Professor, German and Film, Television, and Media
About
Prof. von Moltke's research and teaching centers on Film and German Cultural History of the 20th and 21st centuries. He studied in Germany, France, and the US, and has previously taught at the University of Hildesheim in Germany. He is the author of No Place Like Home: Locations of Heimat in German Cinema, winner of the MLA Scaglione Prize for Best Book in German Studies. Combining his interests in German, Film, and Cultural Studies, he has published widely on issues in German Cinema, Critical Theory, and 20th-century German culture. Articles on the work of Alexander Kluge, the role of melodrama and affect in recent historical “event television,” on New German Cinema, the phenomenon of stardom in Germany and Hollywood, representations of Jewishness, the culture of Americanization, and popular culture in postwar Germany, and more have appeared, among others, in New German Critique, Screen, Cinema Journal, Germanic Review as well as in numerous edited volumes in the U.S. and Germany. Together with Julia Hell and Andreas Gailus, Johannes von Moltke currently serves as executive editor for The Germanic Review, and together with Gerd Gemünden he is the series editor for Screen Cultures: German Film and the Visual at Camden House. He is the organizer of the German Film Institute, a biannual event hosted by the University of Michigan and directed by Anton Kaes (Berkeley) and Eric Rentschler (Harvard). Prof. von Moltke was recently elected to the Board of the German Studies Association.

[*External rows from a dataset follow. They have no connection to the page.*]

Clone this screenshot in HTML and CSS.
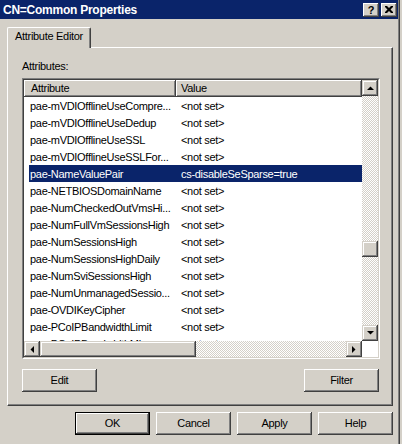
FILE: index.html
```html
<!DOCTYPE html>
<html>
<head>
<meta charset="utf-8">
<link rel="stylesheet" href="styles.css">
</head>
<body>
<div class="window">
  <div class="titlebar">
    <span class="title">CN=Common Properties</span>
    <div class="tbtns">
      <span class="tbtn">?</span>
      <span class="tbtn"><svg width="8" height="7" viewBox="0 0 8 7"><path d="M0 0h2l2 2 2-2h2v1l-2.5 2.5L8 6v1H6L4 5 2 7H0V6l2.5-2.5L0 1z" fill="#000"/></svg></span>
    </div>
  </div>
  <div class="content">
    <div class="tabs"><div class="tab">Attribute Editor</div></div>
    <div class="panel">
      <div class="label">Attributes:</div>
      <div class="listbox">
        <div class="lb-inner">
          <div class="lb-main">
            <div class="header"><div class="hcell h1">Attribute</div><div class="hcell h2">Value</div></div>
            <div class="rows">
              <div class="row"><div class="c1">pae-mVDIOfflineUseCompre...</div><div class="c2">&lt;not set&gt;</div></div>
              <div class="row"><div class="c1">pae-mVDIOfflineUseDedup</div><div class="c2">&lt;not set&gt;</div></div>
              <div class="row"><div class="c1">pae-mVDIOfflineUseSSL</div><div class="c2">&lt;not set&gt;</div></div>
              <div class="row"><div class="c1">pae-mVDIOfflineUseSSLFor...</div><div class="c2">&lt;not set&gt;</div></div>
              <div class="row sel"><div class="c1">pae-NameValuePair</div><div class="c2">cs-disableSeSparse=true</div></div>
              <div class="row"><div class="c1">pae-NETBIOSDomainName</div><div class="c2">&lt;not set&gt;</div></div>
              <div class="row"><div class="c1">pae-NumCheckedOutVmsHi...</div><div class="c2">&lt;not set&gt;</div></div>
              <div class="row"><div class="c1">pae-NumFullVmSessionsHigh</div><div class="c2">&lt;not set&gt;</div></div>
              <div class="row"><div class="c1">pae-NumSessionsHigh</div><div class="c2">&lt;not set&gt;</div></div>
              <div class="row"><div class="c1">pae-NumSessionsHighDaily</div><div class="c2">&lt;not set&gt;</div></div>
              <div class="row"><div class="c1">pae-NumSviSessionsHigh</div><div class="c2">&lt;not set&gt;</div></div>
              <div class="row"><div class="c1">pae-NumUnmanagedSessio...</div><div class="c2">&lt;not set&gt;</div></div>
              <div class="row"><div class="c1">pae-OVDIKeyCipher</div><div class="c2">&lt;not set&gt;</div></div>
              <div class="row"><div class="c1">pae-PCoIPBandwidthLimit</div><div class="c2">&lt;not set&gt;</div></div>
              <div class="row"><div class="c1">pae-PCoIPBandwidthMin</div><div class="c2">&lt;not set&gt;</div></div>
            </div>
            <div class="hscroll">
              <div class="sbtn"><svg width="4" height="7" viewBox="0 0 4 7"><polygon points="4,0 4,7 0.5,3.5" fill="#000"/></svg></div>
              <div class="htrack"><div class="thumb hthumb"></div></div>
              <div class="sbtn"><svg width="4" height="7" viewBox="0 0 4 7"><polygon points="0,0 0,7 3.5,3.5" fill="#000"/></svg></div>
            </div>
          </div>
          <div class="vscroll">
            <div class="sbtn"><svg width="7" height="4" viewBox="0 0 7 4"><polygon points="0,4 7,4 3.5,0.5" fill="#000"/></svg></div>
            <div class="vtrack"><div class="thumb vthumb"></div></div>
            <div class="sbtn"><svg width="7" height="4" viewBox="0 0 7 4"><polygon points="0,0 7,0 3.5,3.5" fill="#000"/></svg></div>
            <div class="corner"></div>
          </div>
        </div>
      </div>
      <div class="btnrow">
        <button class="btn">Edit</button>
        <button class="btn">Filter</button>
      </div>
    </div>
    <div class="dlgbtns">
      <button class="btn default">OK</button>
      <button class="btn">Cancel</button>
      <button class="btn">Apply</button>
      <button class="btn">Help</button>
    </div>
  </div>
</div>
</body>
</html>
```
FILE: styles.css
```css
html, body {
  margin: 0;
  padding: 0;
}
body {
  width: 402px;
  height: 444px;
  overflow: hidden;
  background: #d4d0c8;
  font-family: "Liberation Sans", Arial, sans-serif;
  font-size: 11px;
  letter-spacing: -0.3px;
  color: #000;
}
.window {
  width: 400px;
  height: 444px;
  box-shadow: inset -1px 0 #404040, inset -2px 0 #808080;
}
.titlebar {
  width: 398px;
  height: 19px;
  box-sizing: border-box;
  padding: 0 1px 0 3px;
  background: #0a246a;
  color: #fff;
  display: flex;
  align-items: center;
}
.title {
  font-weight: bold;
  font-size: 12px;
  letter-spacing: -0.25px;
}
.tbtns {
  margin-left: auto;
  display: flex;
  gap: 2px;
}
.tbtn {
  width: 16px;
  height: 14px;
  background: #d4d0c8;
  box-shadow: inset -1px -1px #404040, inset 1px 1px #fff, inset -2px -2px #808080;
  display: flex;
  align-items: center;
  justify-content: center;
  color: #000;
  font-weight: bold;
  font-size: 11px;
  letter-spacing: 0;
  line-height: 14px;
}
.content {
  width: 386px;
  padding: 8px 0 0 7px;
}
.tabs {
  height: 20px;
  display: flex;
}
.tab {
  width: 84px;
  height: 21px;
  box-sizing: border-box;
  margin-bottom: -1px;
  background: #d4d0c8;
  border-top: 1px solid #fff;
  border-left: 1px solid #fff;
  border-right: 1px solid #404040;
  border-radius: 2px 2px 0 0;
  box-shadow: inset -1px 0 #808080;
  padding: 2px 0 0 7px;
  line-height: 13px;
  position: relative;
  z-index: 1;
}
.panel {
  width: 386px;
  height: 359px;
  box-sizing: border-box;
  border: 1px solid;
  border-color: #fff #404040 #404040 #fff;
  box-shadow: inset -1px -1px #808080;
  padding: 12px 0 0 14px;
}
.label {
  line-height: 13px;
  margin-bottom: 5px;
}
.listbox {
  width: 358px;
  height: 281px;
  box-sizing: border-box;
  border: 1px solid;
  border-color: #808080 #fff #fff #808080;
}
.lb-inner {
  height: 100%;
  box-sizing: border-box;
  border: 1px solid;
  border-color: #404040 #d4d0c8 #d4d0c8 #404040;
  background: #fff;
  display: flex;
}
.lb-main {
  width: 338px;
  display: flex;
  flex-direction: column;
}
.header {
  display: flex;
  height: 17px;
}
.hcell {
  height: 17px;
  box-sizing: border-box;
  background: #d4d0c8;
  box-shadow: inset -1px -1px #404040, inset 1px 1px #fff, inset -2px -2px #808080;
  line-height: 17px;
  white-space: nowrap;
}
.h1 {
  width: 152px;
  padding-left: 7px;
}
.h2 {
  width: 186px;
  padding-left: 5px;
}
.rows {
  height: 244px;
  overflow: hidden;
}
.row {
  display: flex;
  height: 17px;
  line-height: 18px;
  margin-left: 5px;
  width: 333px;
  white-space: nowrap;
  overflow: hidden;
}
.row.sel {
  background: #0a246a;
  color: #fff;
}
.c1 {
  width: 147px;
  flex: none;
  box-sizing: border-box;
  padding-left: 1px;
  overflow: hidden;
}
.c2 {
  padding-left: 5px;
}
.hscroll {
  height: 16px;
  display: flex;
}
.sbtn, .thumb {
  width: 16px;
  height: 16px;
  flex: none;
  box-sizing: border-box;
  background: #d4d0c8;
  box-shadow: inset -1px -1px #404040, inset 1px 1px #d4d0c8, inset -2px -2px #808080, inset 2px 2px #fff;
  display: flex;
  align-items: center;
  justify-content: center;
}
.htrack, .vtrack {
  flex: 1;
  display: flex;
  background-color: #fff;
  background-image: repeating-conic-gradient(#d4d0c8 0 25%, #fff 0 50%);
  background-size: 2px 2px;
}
.hthumb {
  width: 156px;
}
.vscroll {
  width: 16px;
  display: flex;
  flex-direction: column;
}
.vtrack {
  flex-direction: column;
  padding-top: 145px;
}
.corner {
  width: 16px;
  height: 16px;
  background: #fff;
}
.btn {
  width: 75px;
  height: 23px;
  padding: 0;
  margin: 0;
  border: 0;
  background: #d4d0c8;
  box-shadow: inset -1px -1px #404040, inset 1px 1px #fff, inset -2px -2px #808080, inset 2px 2px #d4d0c8;
  font-family: "Liberation Sans", Arial, sans-serif;
  font-size: 11px;
  letter-spacing: -0.3px;
  line-height: 23px;
  color: #000;
  text-align: center;
}
.btn.default {
  box-shadow: inset 0 0 0 1px #000, inset -2px -2px #404040, inset 2px 2px #fff, inset -3px -3px #808080;
}
.btnrow {
  width: 357px;
  display: flex;
  justify-content: space-between;
  margin-top: 10px;
}
.dlgbtns {
  display: flex;
  justify-content: flex-end;
  gap: 6px;
  margin-top: 6px;
}
```
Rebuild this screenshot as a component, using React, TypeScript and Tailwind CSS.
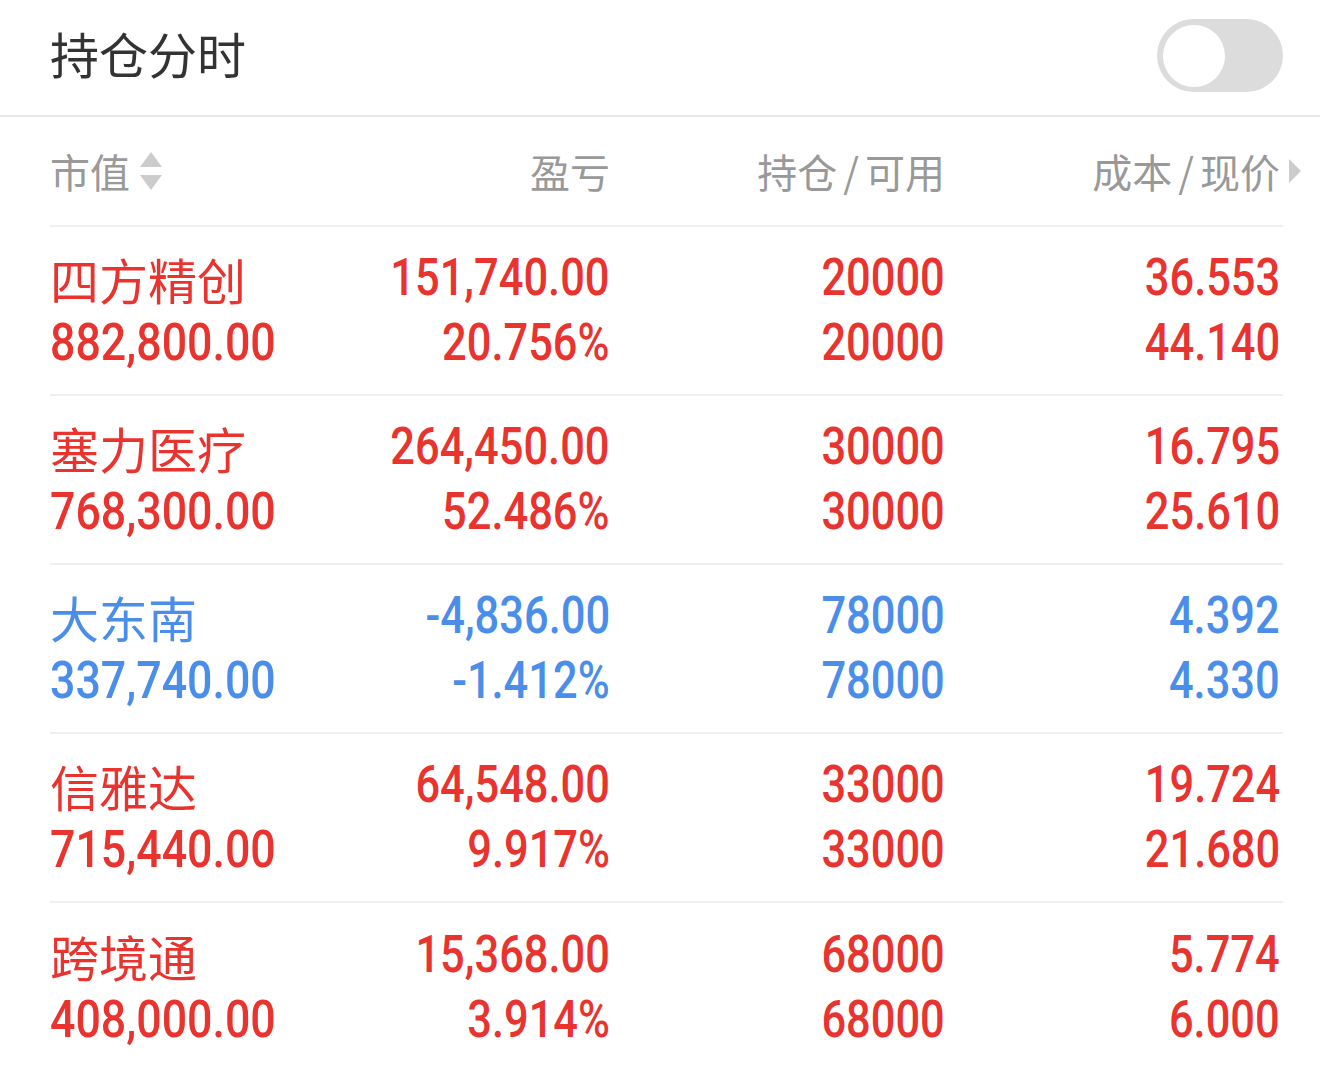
import React from 'react';

interface Holding {
  name: string;
  marketValue: string;
  profit: string;
  profitPct: string;
  position: string;
  available: string;
  cost: string;
  price: string;
  up: boolean;
}

const holdings: Holding[] = [
  { name: '四方精创', marketValue: '882,800.00', profit: '151,740.00', profitPct: '20.756%', position: '20000', available: '20000', cost: '36.553', price: '44.140', up: true },
  { name: '塞力医疗', marketValue: '768,300.00', profit: '264,450.00', profitPct: '52.486%', position: '30000', available: '30000', cost: '16.795', price: '25.610', up: true },
  { name: '大东南', marketValue: '337,740.00', profit: '-4,836.00', profitPct: '-1.412%', position: '78000', available: '78000', cost: '4.392', price: '4.330', up: false },
  { name: '信雅达', marketValue: '715,440.00', profit: '64,548.00', profitPct: '9.917%', position: '33000', available: '33000', cost: '19.724', price: '21.680', up: true },
  { name: '跨境通', marketValue: '408,000.00', profit: '15,368.00', profitPct: '3.914%', position: '68000', available: '68000', cost: '5.774', price: '6.000', up: true },
];

const cjk = "font-['Noto_Sans_CJK_SC',sans-serif]";

// condensed digits: Roboto medium squeezed horizontally
function Num({ value, left = false }: { value: string; left?: boolean }) {
  return (
    <span className="h-[65px] flex items-center">
      <span
        className={`inline-block font-['Roboto',sans-serif] font-medium text-[52px] leading-none ${left ? 'origin-left scale-x-[0.86]' : 'origin-right scale-x-[0.835]'}`}
      >
        {value}
      </span>
    </span>
  );
}

export default function App() {
  return (
    <div className={`w-[1320px] h-[1070px] bg-white overflow-hidden ${cjk}`}>
      {/* top bar */}
      <div className="h-[117px] flex items-center justify-between pl-[50px] pr-[37px] border-b-2 border-[#e8e8e8]">
        <span className="text-[49px] leading-none text-[#333333] -mt-[10px]">持仓分时</span>
        <div className="w-[126px] h-[73px] -mt-[4px] rounded-full bg-[#dcdcdc] p-[6px] flex items-center">
          <div className="w-[62px] h-[62px] rounded-full bg-white" />
        </div>
      </div>

      <div className="pl-[50px] pr-[37px]">
        {/* column header */}
        <div className="h-[110px] grid grid-cols-[250px_310px_335px_335px] items-center text-[40px] leading-none text-[#999999] border-b-2 border-[#efefef]">
          <div className="flex items-center">
            <span>市值</span>
            <svg width="24" height="42" viewBox="0 0 24 42" className="ml-[9px]">
              <polygon points="12,2 23,17 1,17" fill="#cccccc" />
              <polygon points="1,25 23,25 12,40" fill="#cccccc" />
            </svg>
          </div>
          <div className="text-right">盈亏</div>
          <div className="text-right">持仓<span className="mx-[6px]">/</span>可用</div>
          <div className="text-right relative">
            成本<span className="mx-[6px]">/</span>现价
            <svg width="14" height="26" viewBox="0 0 14 26" className="absolute -right-[22px] top-1/2 -translate-y-1/2">
              <polygon points="1,1 13,13 1,25" fill="#cccccc" />
            </svg>
          </div>
        </div>

        {holdings.map((h, i) => {
          const color = h.up ? 'text-[#e8332f]' : 'text-[#4a8eea]';
          return (
            <div
              key={h.name}
              className={`h-[169px] grid grid-cols-[250px_310px_335px_335px] items-center ${color} ${i < holdings.length - 1 ? 'border-b-2 border-[#efefef]' : ''}`}
            >
              <div className="flex flex-col">
                <span className="h-[65px] flex items-center text-[49px] leading-none">{h.name}</span>
                <Num value={h.marketValue} left />
              </div>
              <div className="flex flex-col items-end">
                <Num value={h.profit} />
                <Num value={h.profitPct} />
              </div>
              <div className="flex flex-col items-end">
                <Num value={h.position} />
                <Num value={h.available} />
              </div>
              <div className="flex flex-col items-end">
                <Num value={h.cost} />
                <Num value={h.price} />
              </div>
            </div>
          );
        })}
      </div>
    </div>
  );
}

In addition to his work on a monograph that considers Siegfried Kracauer's role as a cultural theorist at the intersection of the Frankfurt School and the New York Intellectuals, Prof. von Moltke is also editing two volumes of essays by and about Siegfried Kracauer, respectively: together with Gerd Gemünden (Dartmouth College), he has assembled an interdisciplinary anthology of essays entitled Culture in the Anteroom: The Legacies of Siegfried Kracauer, to be published by University of Michigan Press; and together with Kristy Rawson, Ph.D. candidate in Screen Arts & Cultures at the University of Michigan, he is editing a collection Kracauer’s writings during his American exile. Entitled Affinities: Siegfried Kracauer’s American Writings 1941-1966, this volume is to be published by the University of California Press.
Professor von Moltke’s past courses and future teaching interests include Film Analysis, Film Theory, German Film History, Fascist Cinema, New German Cinema, Siegfried Kracauer, Critical Theory, Melodrama and Affect.
Fields of Study: 20th- and 21st-century film, literature, and culture; Critical Theory; film theory; German film history.